Abdullah Öcalan için tartışılan “Umut Hakkı” senaryolarına da tepki gösteren Kılıç, devletin bu konuda taviz vermemesi gerektiğini belirterek, “Böyle bir terör örgütünün elebaşına, ‘Umut Hakkı’ adı altında tahliye imkanı tanınmamalıdır. Zaten idam mahkumu iken cezası ağırlaştırılmış müebbete çevrilmiştir; yerinde kalmalıdır, İmralı’dan çıkmamalıdır dedik. Terörist, teröristtir” ifadelerini kullandı.
Çözüm adresi; Erbakan Hoca’nın 1994 Bingöl konuşmasıdır!
Türk ve Kürt kardeşliğinin tesisinde adresin İmralı değil, milletin vicdanı olduğunu söyleyen Kılıç, çözüm için Merhum Necmettin Erbakan’ın tarihi konuşmasını işaret etti:
“Bizi birbirimize bağlayacak olan İmralı değil; milletimizin akıl, vicdan ve ferasetidir. Yeniden Refah Partisi, Merhum Erbakan Hocamızın 1994 Bingöl konuşmasındaki çizgisindedir. O konuşma, Türk yargısı tarafından soruşturma konusu yapılmıştı. Yıllar sonra bugün Meclis’in kısmen o çizgiye gelmesini olumlu buluyoruz. Bizim çizgimizde dünden bugüne en ufak bir sapma yoktur.”

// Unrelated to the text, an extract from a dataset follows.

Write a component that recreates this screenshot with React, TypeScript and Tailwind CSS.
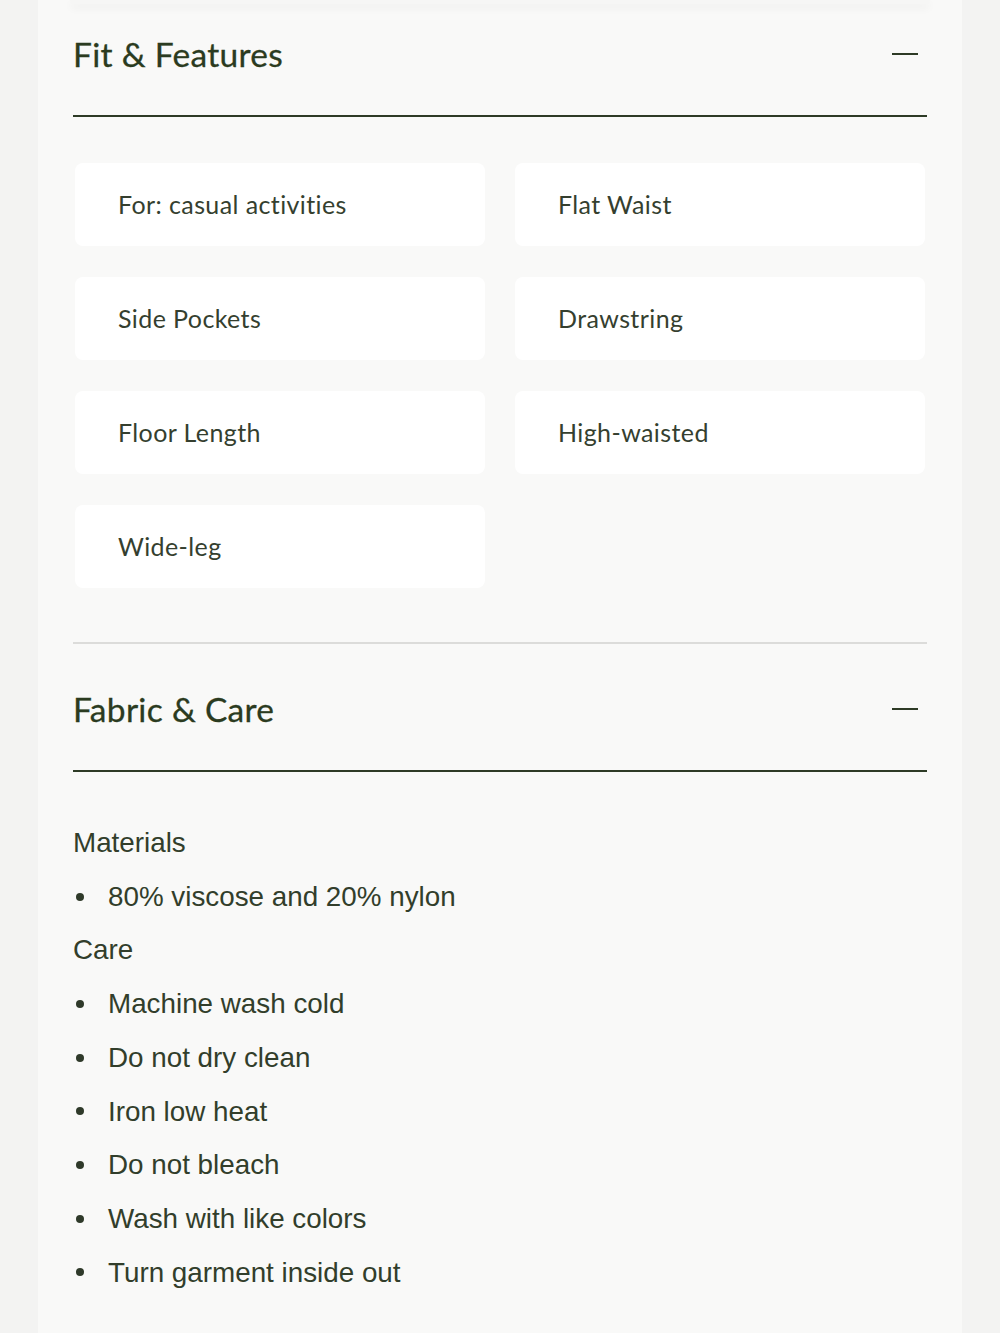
import React from "react";

const features = [
  "For: casual activities",
  "Flat Waist",
  "Side Pockets",
  "Drawstring",
  "Floor Length",
  "High-waisted",
  "Wide-leg",
];

const care = [
  "Machine wash cold",
  "Do not dry clean",
  "Iron low heat",
  "Do not bleach",
  "Wash with like colors",
  "Turn garment inside out",
];

function SectionHeader({ title }: { title: string }) {
  return (
    <div className="flex items-center justify-between border-b-2 border-[#2e3b26] pb-[41px]">
      <h2 className="font-['Lato',sans-serif] text-[33.5px] leading-[40px] text-[#2b3b20] tracking-[0.3px] [-webkit-text-stroke:0.3px_#2b3b20]">
        {title}
      </h2>
      <span className="mr-[9px] block h-[2px] w-[26px] bg-[#2e3b26]" />
    </div>
  );
}

function Bullet({ text }: { text: string }) {
  return (
    <li className="flex items-center">
      <span className="ml-[3px] mr-[24px] block size-[8px] rounded-full bg-[#2f3a2a]" />
      {text}
    </li>
  );
}

export default function App() {
  return (
    <div className="min-h-[1333px] bg-[#f3f3f2]">
      <div className="mx-[38px] min-h-[1333px] bg-[#f9f9f8] px-[35px]">
        <div className="-mx-[3px] h-[4px] rounded-b-md bg-[#f6f6f5] shadow-[0_4px_8px_rgba(0,0,0,0.06)]" />

        <section className="pt-[30px]">
          <SectionHeader title="Fit & Features" />
          <div className="mt-[46px] grid grid-cols-2 gap-x-[30px] gap-y-[31px] px-[2px]">
            {features.map((f) => (
              <div
                key={f}
                className="flex h-[83px] items-center rounded-[8px] bg-white pl-[43px] font-['Lato',sans-serif] text-[25px] text-[#353f2f] tracking-[0.4px]"
              >
                {f}
              </div>
            ))}
          </div>
          <div className="mt-[54px] h-[2px] bg-[#dcdcda]" />
        </section>

        <section className="pt-[45px]">
          <SectionHeader title="Fabric & Care" />
          <div className="mt-[44px] font-['Liberation_Sans',Arial,sans-serif] text-[27.8px] leading-[53.7px] text-[#323e2b]">
            <p>Materials</p>
            <ul>
              <Bullet text="80% viscose and 20% nylon" />
            </ul>
            <p>Care</p>
            <ul>
              {care.map((c) => (
                <Bullet key={c} text={c} />
              ))}
            </ul>
          </div>
        </section>
      </div>
    </div>
  );
}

‘Tutanaklar sansürsüz açıklansın’ çağrısı
Kılıç son olarak, İmralı’ya giden heyetlerin ve Meclis Başkanı’nın süreci şeffaf yürütmesi gerektiğini savunarak, “Orada her ne konuşulduysa komisyonda sansürsüz paylaşılmalıdır. Halka danışılmadan, şehit ailelerinin üzülmesiyle neticelenecek hiçbir adımı onaylamıyoruz” uyarısında bulundu.